TEMPO.CO, Jakarta - Deputi Gubernur Bank Indonesia, Halim Alamsyah memperkirakan total kredit properti yang mengucur untuk spekulan mencapai lebih dari Rp 31 triliun. Dari Rp 253 triliun kredit properti untuk bulan Mei 2013, lebih dari Rp 31 triliun digunakan spekulan atau debitur yang mengambil lebih dari satu kredit pemilikan rumah atau apartemen.
Tingginya angka untuk spekulasi membuat Halim yakin aturan uang muka yang segera diterbitkan BI tidak akan menurunkan jumlah kredit untuk KPR dan KPA dalam angka yang signifikan. "Mustinya tidak begitu besar dampaknya," kata dia, di Bank Indonesia, Jumat 12 Juli 2013.
Bank Indonesia akan mempertajam aturan uang muka kredit untuk kepemilikan rumah di atas 70 meter persegi, kepemilikan apartemen, termasuk untuk pemilikan ruko. Untuk KPR dan KPA tipe di atas 70 meter persegi, BI akan menetapkan uang muka minimal 30 persen untuk kredit pemilikan yang pertama, minimal 40 persen untuk kredit pemilikan kedua, dan minimal 50 persen untuk kredit pemilikan ketiga dan seterusnya.
Sementara untuk KPA tipe 22-70 meter persegi, BI akan menetapkan uang muka minimal 20 persen untuk kredit pemilikan yang pertama, minimal 30 persen untuk kredit pemilikan kedua, dan 40 persen untuk kredit pemilikan ketiga dan seterusnya.
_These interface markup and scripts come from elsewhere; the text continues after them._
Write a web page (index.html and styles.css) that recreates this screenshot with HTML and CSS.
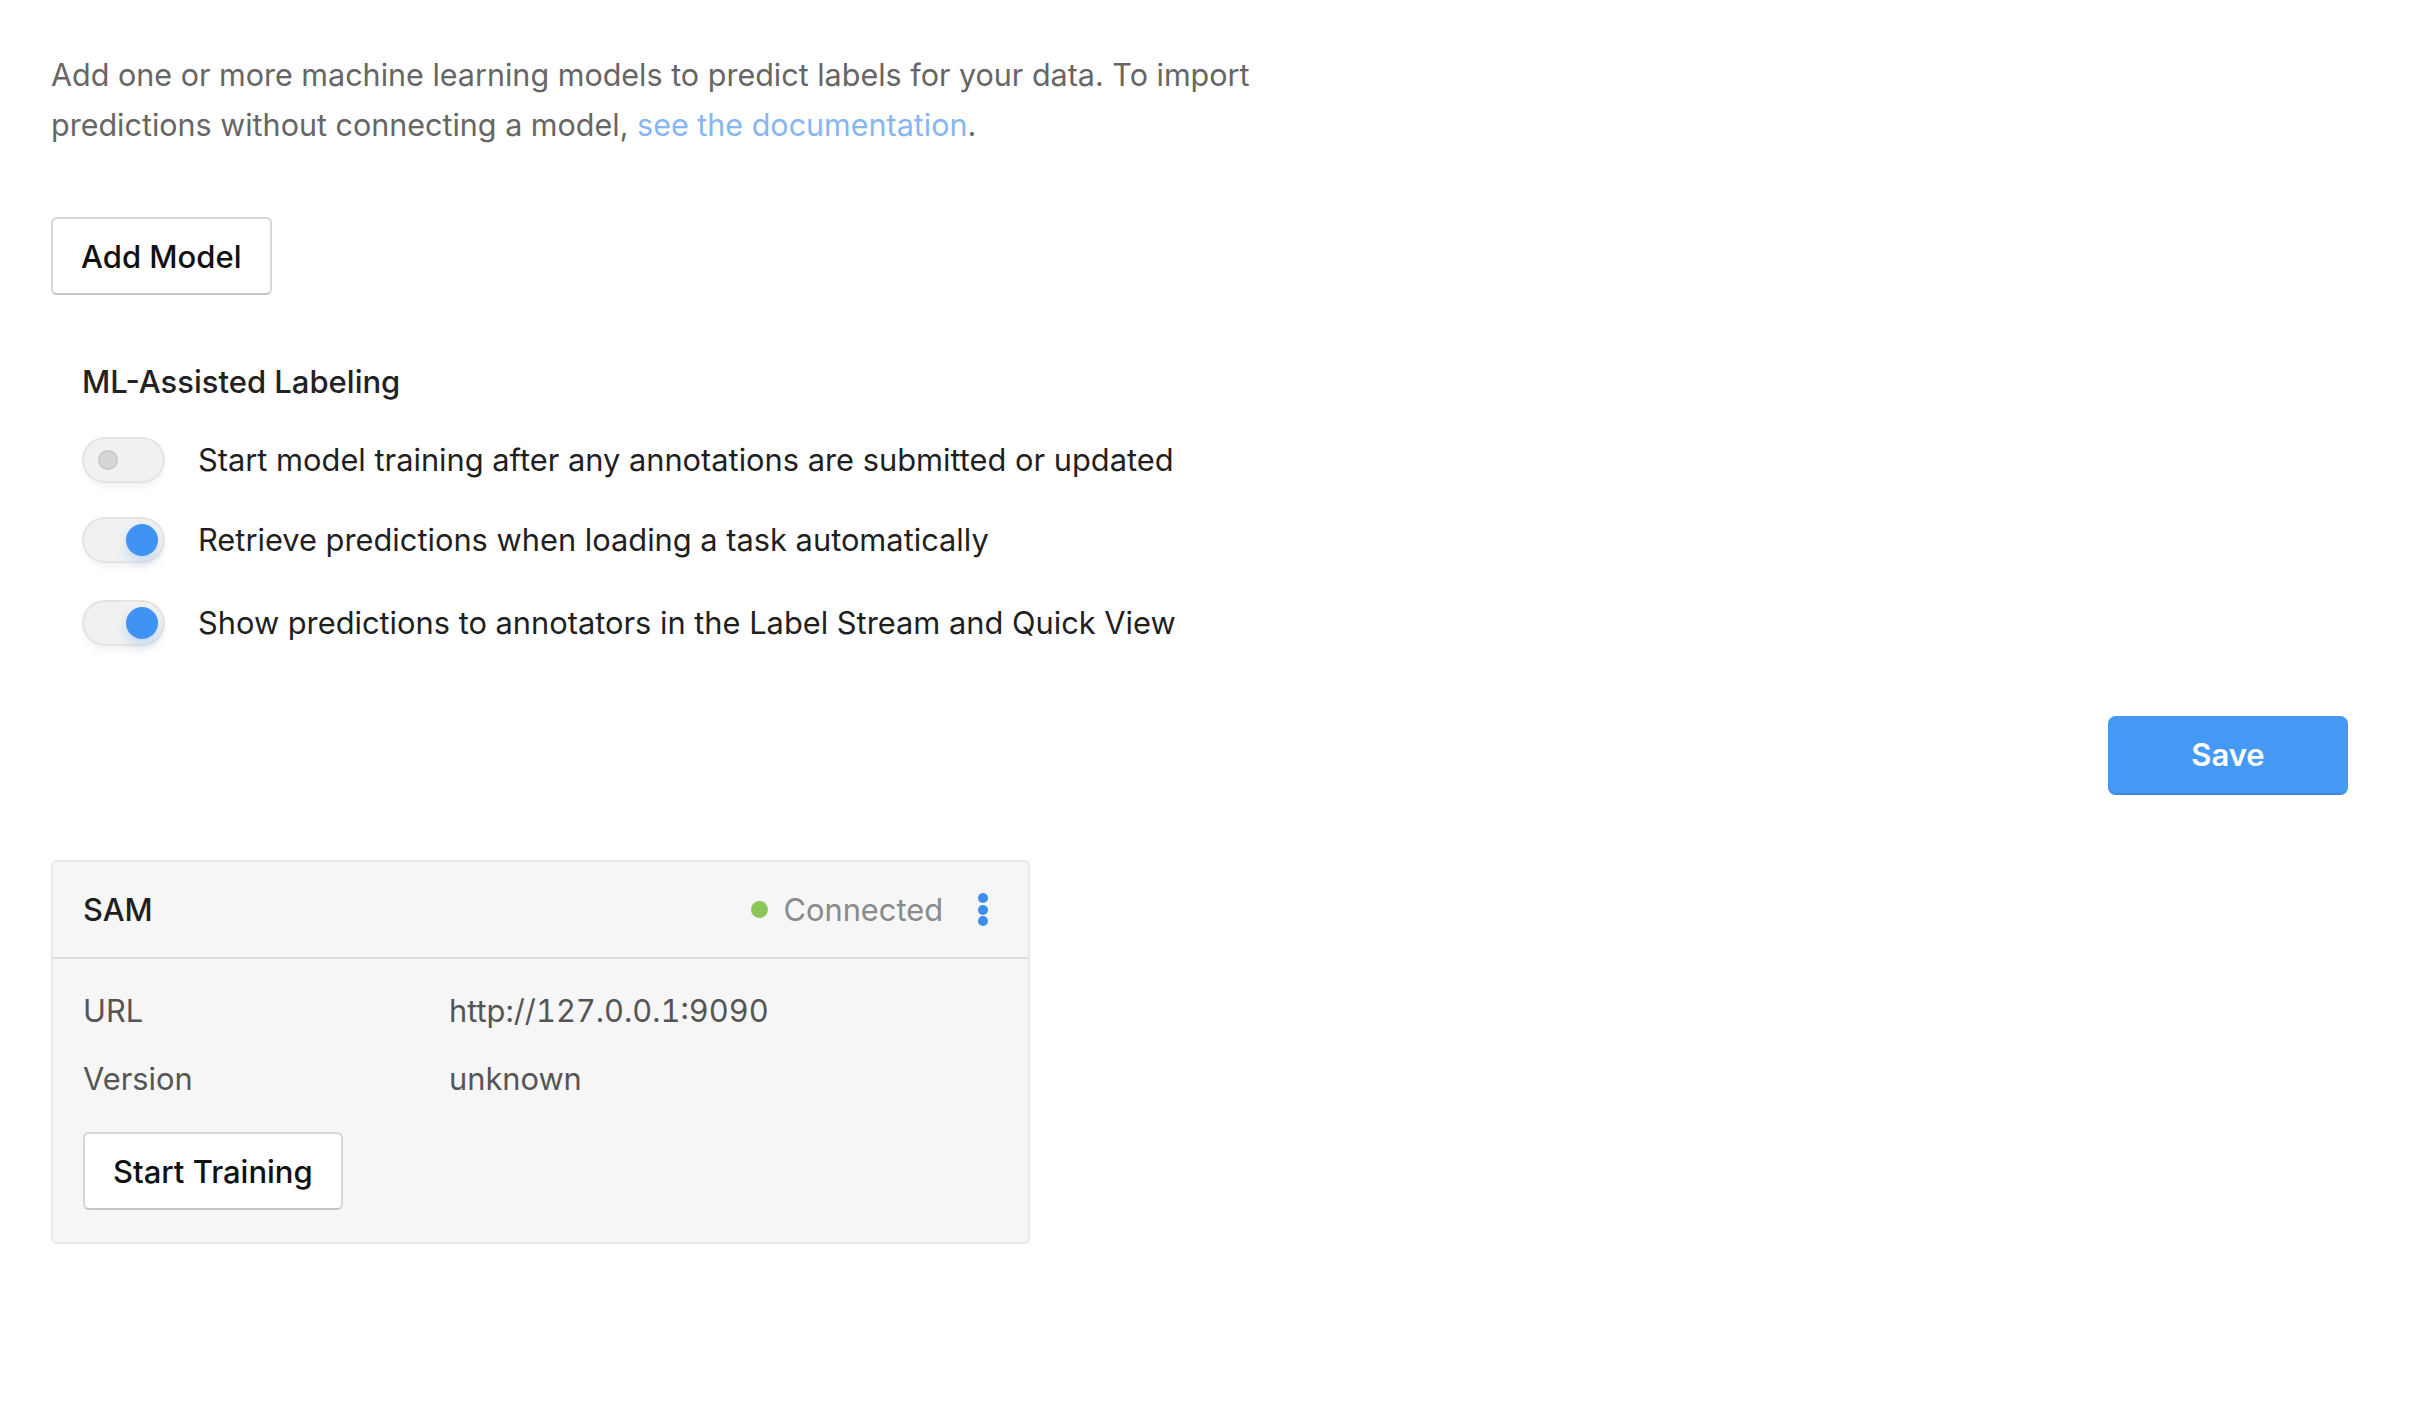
FILE: index.html
```html
<!DOCTYPE html>
<html>
<head>
<meta charset="utf-8">
<link rel="stylesheet" href="styles.css">
</head>
<body>
<div class="page">
  <p class="intro">Add one or more machine learning models to predict labels for your data. To import predictions without connecting a model, <a class="link" href="#">see the documentation</a>.</p>
  <div class="actions">
    <button class="btn">Add Model</button>
  </div>
  <section class="ml">
    <h3 class="ml-title">ML-Assisted Labeling</h3>
    <div class="toggles">
      <label class="toggle-row">
        <span class="toggle"><span class="knob off"></span></span>
        <span class="toggle-text">Start model training after any annotations are submitted or updated</span>
      </label>
      <label class="toggle-row">
        <span class="toggle on"><span class="knob"></span></span>
        <span class="toggle-text">Retrieve predictions when loading a task automatically</span>
      </label>
      <label class="toggle-row row3">
        <span class="toggle on"><span class="knob"></span></span>
        <span class="toggle-text">Show predictions to annotators in the Label Stream and Quick View</span>
      </label>
    </div>
  </section>
  <div class="save-bar">
    <button class="btn-primary">Save</button>
  </div>
  <div class="card">
    <div class="card-head">
      <span class="card-title">SAM</span>
      <div class="status">
        <span class="dot"></span>
        <span class="status-text">Connected</span>
        <span class="menu"><i></i><i></i><i></i></span>
      </div>
    </div>
    <div class="card-body">
      <div class="info">
        <span class="info-label">URL</span>
        <span class="info-value url">http://127.0.0.1:9090</span>
        <span class="info-label">Version</span>
        <span class="info-value">unknown</span>
      </div>
      <button class="btn">Start Training</button>
    </div>
  </div>
</div>
</body>
</html>
```
FILE: styles.css
```css
* { box-sizing: border-box; }
html, body { margin: 0; padding: 0; background: #fff; }
body {
  font-family: Inter, "Noto Sans", sans-serif;
  font-size: 30.8px;
  color: #1f1f1f;
}
.page {
  padding: 50px 70px 0 51px;
}
.intro {
  margin: 0;
  max-width: 1250px;
  font-size: 30.5px;
  line-height: 50px;
  color: #666;
}
.link { color: #86b6f3; text-decoration: none; }
.actions { margin-top: 67px; }
.btn {
  font-family: inherit;
  font-size: 31px;
  font-weight: 500;
  color: #111;
  background: #fff;
  border: 2px solid #d6d6d6;
  border-bottom-color: #c4c4c4;
  border-radius: 6px;
  height: 78px;
  padding: 0 28px;
  cursor: pointer;
}
.ml { padding-left: 31px; margin-top: 65px; }
.ml-title {
  margin: 0;
  font-size: 31px;
  line-height: 44px;
  font-weight: 500;
  color: #222;
}
.toggles {
  margin-top: 33px;
  display: flex;
  flex-direction: column;
  gap: 34px;
}
.row3 { margin-top: 3px; }
.toggle-row {
  display: flex;
  align-items: center;
  gap: 33px;
  height: 46px;
}
.toggle {
  position: relative;
  width: 83px;
  height: 46px;
  border-radius: 23px;
  background: #f1f1f1;
  border: 2px solid #e4e4e4;
  box-shadow: 0 6px 10px -4px rgba(0,0,0,0.08);
  flex: none;
}
.knob {
  position: absolute;
  right: 5px;
  top: 5px;
  width: 32px;
  height: 32px;
  border-radius: 50%;
  background: #4093f2;
  box-shadow: 0 6px 12px rgba(64,147,242,0.25);
}
.knob.off {
  right: auto;
  left: 14px;
  top: 11px;
  width: 20px;
  height: 20px;
  background: #d6d6d6;
  border: 2px solid #c9c9c9;
  box-shadow: none;
}
.toggle-text { color: #1f1f1f; line-height: 46px; }
.save-bar {
  display: flex;
  justify-content: flex-end;
  margin-top: 70px;
}
.btn-primary {
  font-family: inherit;
  font-size: 31px;
  font-weight: 600;
  color: #fff;
  background: #4599f5;
  border: none;
  border-bottom: 2px solid #3b88de;
  border-radius: 8px;
  width: 240px;
  height: 79px;
  cursor: pointer;
}
.card {
  margin-top: 65px;
  width: 979px;
  background: #f6f6f6;
  border: 2px solid #e8e8e8;
  border-radius: 6px;
}
.card-head {
  display: flex;
  align-items: center;
  justify-content: space-between;
  height: 97px;
  padding: 0 38px 0 30px;
  border-bottom: 2px solid #e0e0e0;
}
.card-title { font-weight: 500; color: #1f1f1f; }
.status { display: flex; align-items: center; }
.dot {
  width: 17px; height: 17px; border-radius: 50%;
  background: #8cc65a;
  margin-right: 16px;
}
.status-text { color: #8a8a8a; }
.menu {
  display: flex; flex-direction: column; gap: 1.5px;
  margin-left: 33px;
  padding: 0 2px;
}
.menu i {
  display: block; width: 10px; height: 10px; border-radius: 50%;
  background: #3d8ef0;
}
.card-body {
  padding: 30px 30px 32px;
}
.info {
  display: grid;
  grid-template-columns: 366px 1fr;
  row-gap: 24px;
  line-height: 44px;
  color: #555;
  margin-bottom: 31px;
}
.url {
  font-variant-numeric: tabular-nums;
}
```
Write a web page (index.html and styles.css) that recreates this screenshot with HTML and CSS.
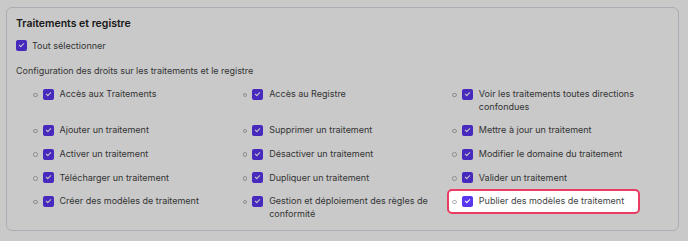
FILE: index.html
```html
<!DOCTYPE html>
<html lang="fr">
<head>
<meta charset="UTF-8">
<meta name="viewport" content="width=device-width, initial-scale=1.0">
<title>Traitements et registre</title>
<link rel="stylesheet" href="styles.css">
</head>
<body>

<section class="rights-card">
  <h2 class="rights-title">Traitements et registre</h2>

  <label class="check-row select-all">
    <span class="box"></span>
    <span>Tout sélectionner</span>
  </label>

  <p class="rights-desc">Configuration des droits sur les traitements et le registre</p>

  <ul class="rights-list">
    <li><span class="box"></span><span>Accès aux Traitements</span></li>
    <li><span class="box"></span><span>Accès au Registre</span></li>
    <li><span class="box"></span><span>Voir les traitements toutes directions confondues</span></li>
    <li><span class="box"></span><span>Ajouter un traitement</span></li>
    <li><span class="box"></span><span>Supprimer un traitement</span></li>
    <li><span class="box"></span><span>Mettre à jour un traitement</span></li>
    <li><span class="box"></span><span>Activer un traitement</span></li>
    <li><span class="box"></span><span>Désactiver un traitement</span></li>
    <li><span class="box"></span><span>Modifier le domaine du traitement</span></li>
    <li><span class="box"></span><span>Télécharger un traitement</span></li>
    <li><span class="box"></span><span>Dupliquer un traitement</span></li>
    <li><span class="box"></span><span>Valider un traitement</span></li>
    <li><span class="box"></span><span>Créer des modèles de traitement</span></li>
    <li><span class="box"></span><span>Gestion et déploiement des règles de conformité</span></li>
    <li class="spot"><span class="box"></span><span>Publier des modèles de traitement</span></li>
  </ul>
</section>

</body>
</html>
```

FILE: styles.css
```css
html {
  height: 100%;
}

body {
  margin: 0;
  min-height: 100%;
  padding: 7px 9px 0 6px;
  box-sizing: border-box;
  background: #fff;
  font-family: Inter, "Noto Sans", sans-serif;
  color: #444;
  font-size: 9px;
  line-height: 12.5px;
}

.rights-card {
  border: 1px solid #dcdbe5;
  border-radius: 6px;
  padding: 9px 16px 9px 9px;
  height: 224px;
  box-sizing: border-box;
}

.rights-title {
  margin: 0;
  font-size: 10.5px;
  line-height: 14px;
  font-weight: 600;
  color: #222;
}

.check-row {
  display: flex;
  align-items: center;
  gap: 5px;
}

.select-all {
  margin-top: 8px;
  line-height: 13px;
}

.rights-desc {
  margin: 12px 0 0;
  line-height: 13px;
  letter-spacing: -0.03px;
}

/* checkbox drawn by hand */
.box {
  flex-shrink: 0;
  width: 11px;
  height: 11px;
  border-radius: 2px;
  background: #5a36f0;
  position: relative;
}

.box::after {
  content: "";
  position: absolute;
  left: 3px;
  top: 3px;
  width: 4px;
  height: 2px;
  border-left: 1.6px solid #fff;
  border-bottom: 1.6px solid #fff;
  transform: rotate(-45deg);
}

.rights-list {
  list-style: none;
  margin: 11px 0 0;
  padding: 0 0 0 17px;
  display: grid;
  grid-template-columns: repeat(3, 1fr);
  row-gap: 11.2px;
}

.rights-list li {
  display: flex;
  align-items: flex-start;
  gap: 6px;
}

.rights-list li::before {
  content: "";
  flex-shrink: 0;
  width: 2.5px;
  height: 2.5px;
  margin-top: 4.5px;
  margin-right: -1px;
  border: 1px solid #b5b5b5;
  border-radius: 50%;
}

.rights-list li .box {
  margin-top: 0.75px;
}

/* onboarding spotlight */
.rights-list li.spot {
  justify-self: start;
  align-self: start;
  position: relative;
  z-index: 2;
  background: #fff;
  border: 2px solid #ea3b63;
  border-radius: 5px;
  padding: 4px 14px 4px 3px;
  margin: -6px -16px -6px -5px;
  box-shadow: 0 0 0 1500px rgba(0, 0, 0, 0.21);
}
```
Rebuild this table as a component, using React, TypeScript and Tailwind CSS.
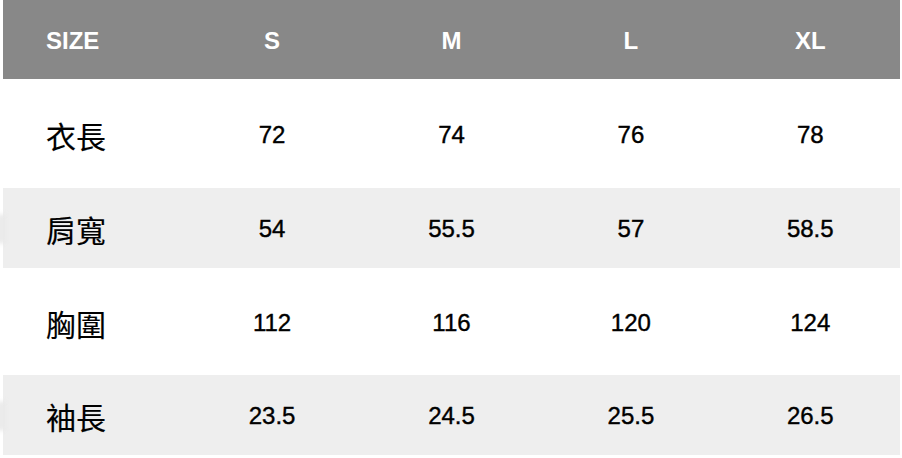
const sizes = ["S", "M", "L", "XL"]

const rows = [
  { label: "衣長", values: ["72", "74", "76", "78"], shaded: false, height: "h-[109px]" },
  { label: "肩寬", values: ["54", "55.5", "57", "58.5"], shaded: true, height: "h-[80px]" },
  { label: "胸圍", values: ["112", "116", "120", "124"], shaded: false, height: "h-[107px]" },
  { label: "袖長", values: ["23.5", "24.5", "25.5", "26.5"], shaded: true, height: "h-[80px]" },
]

export default function App() {
  return (
    <div className="w-[902px] h-[458px] bg-white overflow-hidden font-['Liberation_Sans','Noto_Sans_CJK_TC',sans-serif]">
      <div className="relative pl-[3px] pr-[2px]">
        {/* header */}
        <div className="grid grid-cols-5 h-[79px] bg-[#888888] text-white font-bold text-[24px] items-center pt-[3px]">
          <div className="pl-[43px]">SIZE</div>
          {sizes.map((s) => (
            <div key={s} className="text-center">
              {s}
            </div>
          ))}
        </div>

        {rows.map((row) => (
          <div
            key={row.label}
            className={`relative grid grid-cols-5 items-center text-black pt-[2px] ${row.height} ${row.shaded ? "bg-[#eeeeee]" : "bg-white"}`}
          >
            {row.shaded && (
              <div className="absolute left-[-5px] top-[26px] w-[7px] h-[30px] rounded-full bg-[#e8e8e8] blur-[2px]" />
            )}
            <div className="pl-[43px] text-[30px] leading-none font-['Noto_Sans_CJK_TC',sans-serif] [-webkit-text-stroke:0.15px_black]">
              {row.label}
            </div>
            {row.values.map((v, i) => (
              <div key={i} className="text-center text-[24px] leading-none [-webkit-text-stroke:0.4px_black]">
                {v}
              </div>
            ))}
          </div>
        ))}
      </div>
    </div>
  )
}
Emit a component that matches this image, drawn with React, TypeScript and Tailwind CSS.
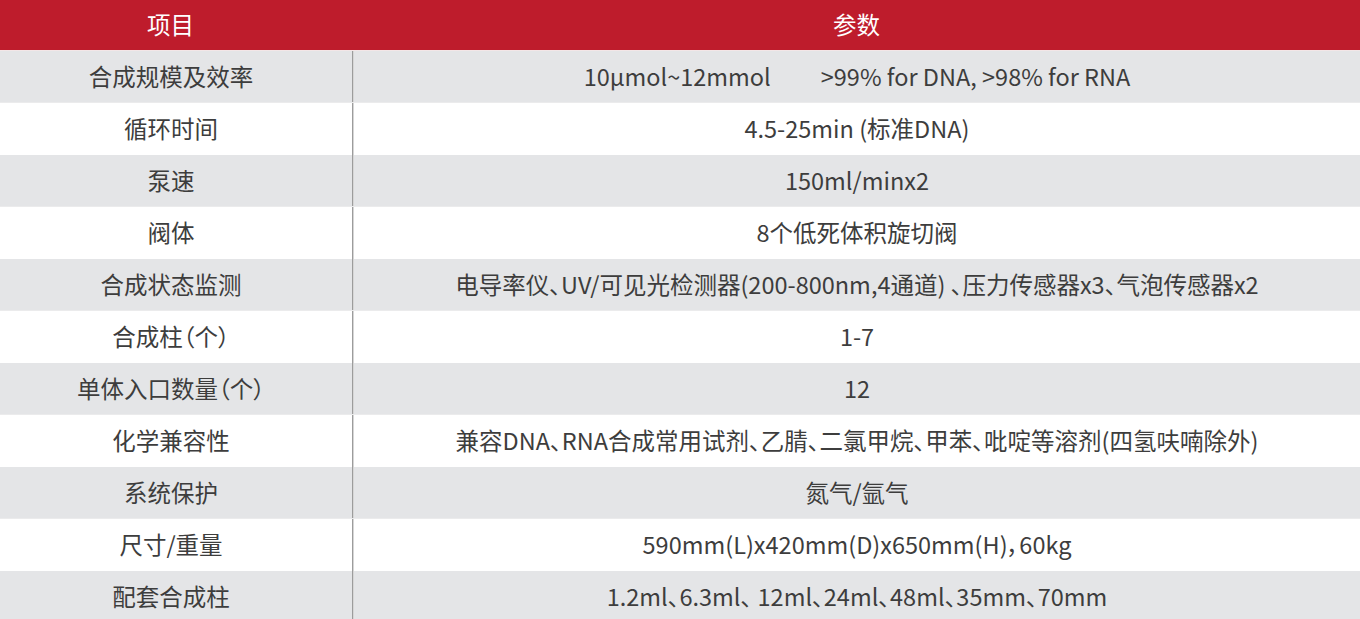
import React from "react";

const rows: [string, React.ReactNode][] = [
  ["合成规模及效率", <>10μmol~12mmol<span className="inline-block w-[50px]" />&gt;99% for DNA, &gt;98% for RNA</>],
  ["循环时间", "4.5-25min (标准DNA)"],
  ["泵速", "150ml/minx2"],
  ["阀体", "8个低死体积旋切阀"],
  ["合成状态监测", "电导率仪、UV/可见光检测器(200-800nm,4通道) 、压力传感器x3、气泡传感器x2"],
  ["合成柱（个）", "1-7"],
  ["单体入口数量（个）", "12"],
  ["化学兼容性", "兼容DNA、RNA合成常用试剂、乙腈、二氯甲烷、甲苯、吡啶等溶剂(四氢呋喃除外)"],
  ["系统保护", "氮气/氩气"],
  ["尺寸/重量", "590mm(L)x420mm(D)x650mm(H)，60kg"],
  ["配套合成柱", "1.2ml、6.3ml、 12ml、24ml、48ml、35mm、70mm"],
];

export default function App() {
  return (
    <div className="w-[1360px] h-[619px] overflow-hidden bg-white text-[#3d3d3d] text-[23.5px] [font-family:'Noto_Sans_CJK_SC','Noto_Sans',sans-serif] [font-feature-settings:'palt']">
      <div className="flex h-[51px] bg-[#be1c2c] text-white items-center border-b border-[#f3e6e7]">
        <div className="w-[353px] pr-[12px] text-center">项目</div>
        <div className="flex-1 text-center">参数</div>
      </div>
      {rows.map(([k, v], i) => (
        <div
          key={i}
          className={`flex h-[52px] ${i % 2 === 0 ? "bg-[#e4e5e7] border-b border-[#ebebec]" : "bg-white"}`}
        >
          <div className="w-[352px] pr-[10px] flex items-center justify-center">{k}</div>
          <div className="w-[1px] bg-[#9c9c9c]" />
          <div className="w-[1px] bg-[#d6d6d6]" />
          <div className="flex-1 flex items-center justify-center whitespace-nowrap">{v}</div>
        </div>
      ))}
    </div>
  );
}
Adapun KPA tipe sampai dengan 21 meter persegi dan ruko/rukan BI akan menetapkan uang muka minimal 30 persen untuk kredit pemilikan yang kedua dan minimal 40 persen untuk kredit pemilikan ketiga dan seterusnya.
Halim menegaskan, pengaturan harus dilakukan karena aktivitas spekulasi di sektor properti telah membuat harga properti melompat dan berimbas pada harga rumah di bawah tipe 70 meter persegi. "Walaupun jumlahnya kecil tapi dampaknya ke mengurangi kemampuan masyarakat golongan ke bawah ternyata besar," kata dia.
BI juga akan mengatur KPR atau KPA milik suami dan istri akan dihitung satu orang kecuali suami-istri tersebut ada kesepakatan legal pemisahan harta. Untuk bank, BI akan melarang pembiayaan uang muka oleh bank untuk KPR atau KPA, dan mengatur soal kredit properti beragunan properti. Rencananya aturan ini akan berlaku efektif mulai 1 September.
Langkah ini menyusul tingginya pertumbuhan kredit KPR dan KPA. BI melansir, meski sudah ada kebijakan uang muka minimal 30 persen untuk KPR tipe di atas 70 meter persegi, pertumbuhan KPR jenis ini masih amat tinggi.
KPR tipe ini naik 25,9 persen dengan baki debet Rp 98,3 triliun. Kredit untuk flat atau apartemen juga terpantau tumbuh pesat. Flat atau apartemen tipe 21 meter persegi tumbuh 100,3 persen dengan baki debet Rp 700 miliar. Flat atau apartemen tipe 22 - 70 meter persen tumbuh 111,1 persen dengan baki debet Rp 6,2 triliun. Sementara itu, Flat atau apartemen tipe di atas 70 meter persegi tumbuh 60,3 persen dengan baki debet 4,5 triliun.
Fakta yang mencengangkan, BI menemukan ada debitur yang punya KPR atau KPA untuk 15 unit rumah atau apartemen. Berdasarkan data Sistem Informasi Debitur (SID), Halim menyebut jumlah debitur yang memiliki dua atau lebih KPR dan KPA mencapai 35,2 ribu orang dengan portofolio Rp 31,8 triliun. Debitur yang punya persis dua KPR atau KPA mencapai 31,3 ribu dengan portofolio Rp 22,9 triliun. Sementara itu, Debitur yang punya 3 - 9 KPR atau KPA mencapai hampir 4 ribu orang. "Ada juga yang punya 9 - 12 dan 12 - 15 tapi jumlahnya kecil kecil," katanya. Ini menunjukkan, ada spekulan properti.
Fenomena pertumbuhan tinggi kredit properti, kata Halim, diiringi dengan kenaikan harga yang melebihi fundamentalnya. "Kenaikan harga ini ikut memicu rumah tapak dan flat di tipe kecil, sehingga terjadi fenomena masyarakat tak mampu ambil KPR," katanya.